Cuando Vives En París Descubres Que Su Frialdad Te Devora El Alma, Pero Solo Si Tú Te Dejas

Porque en París no se vive, se sobrevive. A no ser que ganes 3.000 euros al mes, puedas pagarte un alquiler en una zona relativamente cercana al centro.

La capital de Francia es como un clásico -de la literatura, del cine, de la música y hasta del fútbol-: todo el mundo te dice que tienes que leerlo, verlo, escucharlo o presenciarlo in situ, creando un mito que conduce derechito a la decepción y el asombro más absoluto cuando te instalas para vivir allí durante una larga temporada. Desmitifiquemos, pues.

Porque en París no se vive, se sobrevive. A no ser que ganes 3.000 euros al mes, puedas pagarte un alquiler en una zona relativamente cercana al centro y tengas horarios decentes véase de lunes a viernes que te permitan hacer vida social.

Y es que, tras unos meses batallando contra la burocracia parisina, no eres capaz de entender las recomendaciones que tú mismo diste después de tus últimas vacaciones en la ciudad. Esos días en los que París te deslumbró. Te creíste lo del glamour, comulgaste con el sobrenombre de la Ciudad de la Luz y hasta te pareció chic eso de pasear con paraguas y gabardina un día de lluvia entre los edificios haussmanianos.

$!experiencia-psicologia-codigo-nuevo

Llegados a este punto, te encuentras con un saco de expectativas trituradas, con unas ilusiones echadas a perder y una apatía existencial que te impide avanzar. O eso crees. Pero lo haces, te mueves y sigues adelante porque con cada sonrisa que consigues arrancarle a alguien, con cada escaso gesto de simpatía que recibes de vuelta, entiendes que París te devora el alma sólo si tú te dejas.

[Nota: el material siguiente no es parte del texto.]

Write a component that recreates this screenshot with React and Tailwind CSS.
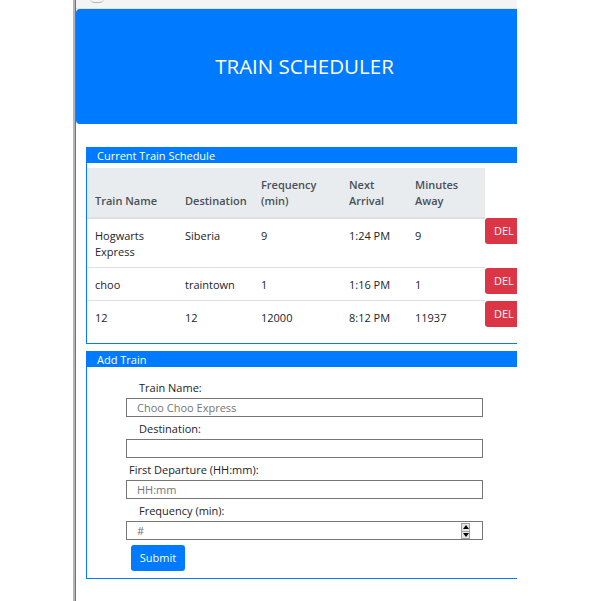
import React from 'react';

const trains = [
  { name: ['Hogwarts', 'Express'], dest: 'Siberia', freq: '9', next: '1:24 PM', away: '9' },
  { name: ['choo'], dest: 'traintown', freq: '1', next: '1:16 PM', away: '1' },
  { name: ['12'], dest: '12', freq: '12000', next: '8:12 PM', away: '11937' },
];

function Spinner() {
  return (
    <div className="absolute right-[12px] top-[1px] flex h-[16px] w-[9px] flex-col border border-[#a0a0a0] bg-[#e6e6e6]">
      <div className="flex flex-1 items-center justify-center border-b border-[#a0a0a0]">
        <svg width="6" height="4" viewBox="0 0 6 4"><path d="M0 4 L3 0 L6 4 Z" fill="#000" /></svg>
      </div>
      <div className="flex flex-1 items-center justify-center">
        <svg width="6" height="4" viewBox="0 0 6 4"><path d="M0 0 L6 0 L3 4 Z" fill="#000" /></svg>
      </div>
    </div>
  );
}

function Field({ label, labelPad, placeholder, spinner, top }) {
  return (
    <div className={top}>
      <div className={`h-[16px] text-[11px] leading-[16px] text-[#212529] ${labelPad}`}>{label}</div>
      <div className="relative mt-[2px] ml-[39px] h-[19px] w-[357px] border border-[#767676] bg-white pl-[10px] text-[11px] leading-[17px] text-[#757575]">
        {placeholder}
        {spinner && <Spinner />}
      </div>
    </div>
  );
}

const th = 'border-b-2 border-[#dee2e6] bg-[#e9ecef] pt-[9px] pb-[8px] pl-[8px] font-semibold';
const tdBase = 'pl-[8px] pt-[9px]';

export default function App() {
  return (
    <div className="flex h-[601px] w-[600px] overflow-hidden bg-white font-['Open_Sans',sans-serif]">
      <div className="w-[73px]" />
      <div className="w-[2px] bg-[#b4b4b4]" />
      <div className="w-[1px] bg-[#1a84ff]" />
      <div className="w-[441px] overflow-hidden">
        <div className="w-[457px]">
          <div className="relative h-[9px] border-b border-[#e2e2e2] bg-[#f4f4f4]">
            <div className="absolute left-[14px] top-[-6px] h-[9px] w-[14px] rounded-full border-b border-[#b8b8b8]" />
          </div>
          <div className="flex h-[115px] items-center justify-center rounded-[4px] bg-[#007bff] text-[20.5px] font-normal text-white">
            TRAIN SCHEDULER
          </div>

          <div className="pl-[10px] pt-[23px]">
            <div className="w-[440px] border border-[#007bff] pb-[10px]">
              <div className="h-[15px] bg-[#007bff] pl-[10px] text-[11px] leading-[15px] text-white">Current Train Schedule</div>
              <table className="mt-[5px] border-collapse text-[11px] leading-[16px] text-[#212529]">
                <thead>
                  <tr className="text-left align-bottom text-[#495057]">
                    <th className={`w-[90px] ${th}`}>Train Name</th>
                    <th className={`w-[76px] ${th}`}>Destination</th>
                    <th className={`w-[88px] ${th}`}>Frequency<br />(min)</th>
                    <th className={`w-[66px] ${th}`}>Next<br />Arrival</th>
                    <th className={`w-[78px] ${th}`}>Minutes<br />Away</th>
                    <th className="w-[40px]" />
                  </tr>
                </thead>
                <tbody>
                  {trains.map((t, i) => (
                    <tr key={i} className="align-top">
                      <td className={`${tdBase} pb-[7px] ${i > 0 ? 'border-t border-[#dee2e6]' : ''}`}>
                        {t.name.map((n) => <div key={n}>{n}</div>)}
                      </td>
                      <td className={`${tdBase} ${i > 0 ? 'border-t border-[#dee2e6]' : ''}`}>{t.dest}</td>
                      <td className={`${tdBase} ${i > 0 ? 'border-t border-[#dee2e6]' : ''}`}>{t.freq}</td>
                      <td className={`${tdBase} ${i > 0 ? 'border-t border-[#dee2e6]' : ''}`}>{t.next}</td>
                      <td className={`${tdBase} ${i > 0 ? 'border-t border-[#dee2e6]' : ''}`}>{t.away}</td>
                      <td className="p-0">
                        <button className="block h-[26px] w-[40px] rounded-[3px] bg-[#dc3545] pl-[9px] text-left text-[11px] text-white">DEL</button>
                      </td>
                    </tr>
                  ))}
                </tbody>
              </table>
            </div>

            <div className="mt-[7px] w-[440px] border border-[#007bff] pb-[7px]">
              <div className="h-[15px] bg-[#007bff] pl-[10px] text-[11px] leading-[15px] text-white">Add Train</div>
              <Field top="mt-[13px]" label="Train Name:" labelPad="pl-[52px]" placeholder="Choo Choo Express" />
              <Field top="mt-[4px]" label="Destination:" labelPad="pl-[52px]" placeholder="" />
              <Field top="mt-[4px]" label="First Departure (HH:mm):" labelPad="pl-[42px]" placeholder="HH:mm" />
              <Field top="mt-[4px]" label="Frequency (min):" labelPad="pl-[52px]" placeholder="#" spinner />
              <button className="mt-[5px] ml-[44px] h-[26px] w-[54px] rounded-[3px] bg-[#007bff] text-[11px] text-white">Submit</button>
            </div>
          </div>
        </div>
      </div>
    </div>
  );
}
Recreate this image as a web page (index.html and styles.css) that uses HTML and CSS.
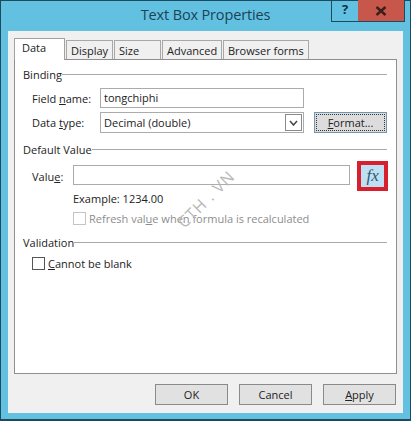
FILE: index.html
```html
<!DOCTYPE html>
<html lang="en">
<head>
    <meta charset="UTF-8">
    <meta name="viewport" content="width=device-width, initial-scale=1.0">
    <title>Text Box Properties</title>
    <link rel="stylesheet" href="styles.css">
</head>
<body>
    <div class="window">
        <header class="titlebar">
            <h1>Text Box Properties</h1>
            <div class="controls">
                <span class="help">?</span>
                <span class="close">
                    <svg width="12" height="10" viewBox="0 0 12 10"><path d="M1.5 1 L10.5 9 M10.5 1 L1.5 9" stroke="#3a1f1a" stroke-width="2.4" fill="none"/></svg>
                </span>
            </div>
        </header>

        <div class="client">
            <div class="tabs">
                <span class="tab active tab-data">Data</span>
                <span class="tab tab-display">Display</span>
                <span class="tab tab-size">Size</span>
                <span class="tab tab-advanced">Advanced</span>
                <span class="tab tab-browser">Browser forms</span>
            </div>

            <div class="panel">
                <div class="group-title">Binding</div>
                <div class="row row-field">
                    <label class="field-label">Field <u>n</u>ame:</label>
                    <div class="input input-name">tongchiphi</div>
                </div>
                <div class="row row-type">
                    <label class="field-label">Data <u>t</u>ype:</label>
                    <div class="input input-name select">
                        <span>Decimal (double)</span>
                        <span class="arrow">
                            <svg width="9" height="6" viewBox="0 0 9 6"><path d="M1 1 L4.5 5 L8 1" stroke="#444" stroke-width="1.5" fill="none"/></svg>
                        </span>
                    </div>
                    <button class="btn btn-format"><u>F</u>ormat...</button>
                </div>

                <div class="group-title group-default">Default Value</div>
                <div class="row row-value">
                    <label class="value-label">Valu<u>e</u>:</label>
                    <div class="input input-value"></div>
                    <div class="fx-button"><span class="fx">fx</span></div>
                </div>
                <div class="example">Example: 1234.00</div>
                <div class="check-row check-refresh">
                    <span class="checkbox disabled"></span>
                    <span class="disabled-text">Refresh val<u>u</u>e when formula is recalculated</span>
                </div>

                <div class="group-title group-validation">Validation</div>
                <div class="check-row check-blank">
                    <span class="checkbox"></span>
                    <span><u>C</u>annot be blank</span>
                </div>

                <div class="watermark">CTH . VN</div>
            </div>

            <div class="footer">
                <button class="btn btn-footer">OK</button>
                <button class="btn btn-footer">Cancel</button>
                <button class="btn btn-footer"><u>A</u>pply</button>
            </div>
        </div>
    </div>
</body>
</html>
```

FILE: styles.css
```css
* { box-sizing: border-box; }
html, body { margin: 0; padding: 0; }
body { width: 411px; height: 421px; overflow: hidden; font-family: "Open Sans", sans-serif; font-size: 11px; color: #222; }
u { text-underline-offset: 1px; }

.window { width: 411px; height: 421px; background: #62c1e0; border: 1px solid #1d4a5e; border-bottom-width: 2px; padding: 0 7px 6px; display: flex; flex-direction: column; }

.titlebar { height: 30px; display: flex; justify-content: center; position: relative; }
.titlebar h1 { margin: 3px 0 0; font-size: 14.5px; font-weight: 400; letter-spacing: -0.15px; color: #1c4258; line-height: 22px; }
.controls { position: absolute; top: -1px; right: -2px; height: 22px; display: flex; border: 1px solid #1f4a5e; border-top: none; }
.help { width: 26px; text-align: center; font-weight: 700; font-size: 13px; line-height: 19px; color: #14304a; }
.close { width: 46px; background: #c7574a; display: flex; align-items: center; justify-content: center; }

.client { flex: 1; background: #f0f0f0; padding: 7px 6px 0; display: flex; flex-direction: column; }

.tabs { display: flex; height: 21px; align-items: flex-end; gap: 1px; position: relative; z-index: 1; }
.tab { height: 19px; background: #f0f0f0; border: 1px solid #a8a8a8; border-bottom: none; padding: 2px 0 0 4px; line-height: 16px; white-space: nowrap; }
.tab.active { height: 22px; margin-bottom: -1px; background: #fff; border-color: #a0a0a0; padding: 1px 0 0 7px; }
.tab-data { width: 51px; }
.tab-display { width: 47px; }
.tab-size { width: 47px; }
.tab-advanced { width: 60px; }
.tab-browser { width: 86px; }

.panel { height: 315px; background: #fff; border: 1px solid #8f8f8f; padding: 0 8px; position: relative; }

.group-title { display: flex; align-items: center; height: 16px; margin-top: 6px; }
.group-title::after { content: ""; flex: 1; height: 1px; background: #a8a8a8; margin-right: 1px; }
.group-default { margin-top: 8px; }
.group-validation { margin-top: 8px; }

.row { display: flex; align-items: center; }
.row-field { margin-top: 6px; height: 20px; }
.row-type { margin-top: 4px; height: 21px; }
.row-value { margin-top: 4px; height: 30px; padding-left: 9px; }

.field-label { width: 77px; padding-left: 9px; }
.value-label { width: 41px; }

.input { height: 100%; border: 1px solid #ababab; background: #fff; padding: 0 3px; line-height: 18px; }
.input-name { width: 204px; }
.select { display: flex; justify-content: space-between; align-items: center; padding-right: 1px; }
.arrow { width: 17px; height: 17px; border: 1px solid #8a8a8a; display: flex; align-items: center; justify-content: center; }
.input-value { width: 279px; height: 20px; margin-bottom: 2px; }

.fx-button { width: 31px; height: 30px; margin-left: 7px; background: #bfe0f2; border: 4px solid #d71f2e; display: flex; align-items: center; justify-content: center; }
.fx { font-family: "Liberation Serif", serif; font-style: italic; font-size: 17px; color: #2c5a70; line-height: 20px; }

.btn { font-family: inherit; font-size: 11px; color: #222; background: #e1e1e1; border: 1px solid #8a8a8a; padding: 0; height: 21px; }
.btn-format { width: 73px; margin-left: 10px; background: #dcdcdc; border-color: #6f97b0; outline: 1px dotted #333; outline-offset: -3px; }

.example { margin: 0 0 0 50px; line-height: 16px; }

.check-row { display: flex; align-items: center; gap: 3px; height: 16px; }
.check-refresh { margin: 3px 0 0 50px; }
.check-blank { margin: 5px 0 0 9px; }
.checkbox { width: 13px; height: 13px; border: 1px solid #555; background: #fff; }
.checkbox.disabled { border-color: #c4c4c4; }
.disabled-text { color: #8d8d8d; }

/* watermark over the form */
.watermark { position: absolute; left: 141px; top: 128px; width: 100px; text-align: center; font-size: 16px; color: #b8b8b8; transform: rotate(-45deg); letter-spacing: 1px; pointer-events: none; }

.footer { display: flex; justify-content: flex-end; gap: 11px; padding: 10px 1px 0 0; }
.btn-footer { width: 73px; }
```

$!psicologia-experiencia-codigo-nuevo

Es entonces cuando cambias de religión si la tienes, empiezas a venerar a Zuckerberg y le juras pleitesía eterna, agradecida porque su red social te haya permitido reencontrarte con una compañera del colegio a la hacía 10 años que no veías. Desde ese momento, culo y mierda. El núcleo duro de un grupo que se va ampliando y con el que os consagráis a noches de fiesta despreocupada en locales de dudosa elegancia, vasos descascarillados, paredes garabateadas y camareros desdentados.

Así, poco a poco, con esa red de resistencia a la frialdad parisina vas haciéndote un hueco en las grietas de la coraza de la ciudad. Y disfrutas del arte que va más allá del Louvre, el que te regala remansos de paz en una casa okupa de la rue Rivoli, descubres que no hay mal que no cure un batido de Nutella, que siempre habrá algún funcionario dispuesto a hacer la vista gorda con las irregularidades de tu dirección postal, que un hombre manco en la Plaza del Tertre puede hacer los mejores retratos que hayas visto en la vida, y que reconciliarse con la ciudad, el mundo y hasta con la vida es posible escuchando las sesiones de microabierto de las escaleras de Montmartre, con París a tus pies.

Es entonces, cuando un año y medio después, te ves en la Gare de Lyon con dos maletas, tres mochilas y un nudo en la garganta al despedirte de esa familia de valientes que, a día de hoy, sigue sobreviviendo a París. Pero, sobre todo, te marchas con la satisfacción de haber vencido y aprendido de la ciudad de las sonrisas escasas y el cariño inexistente.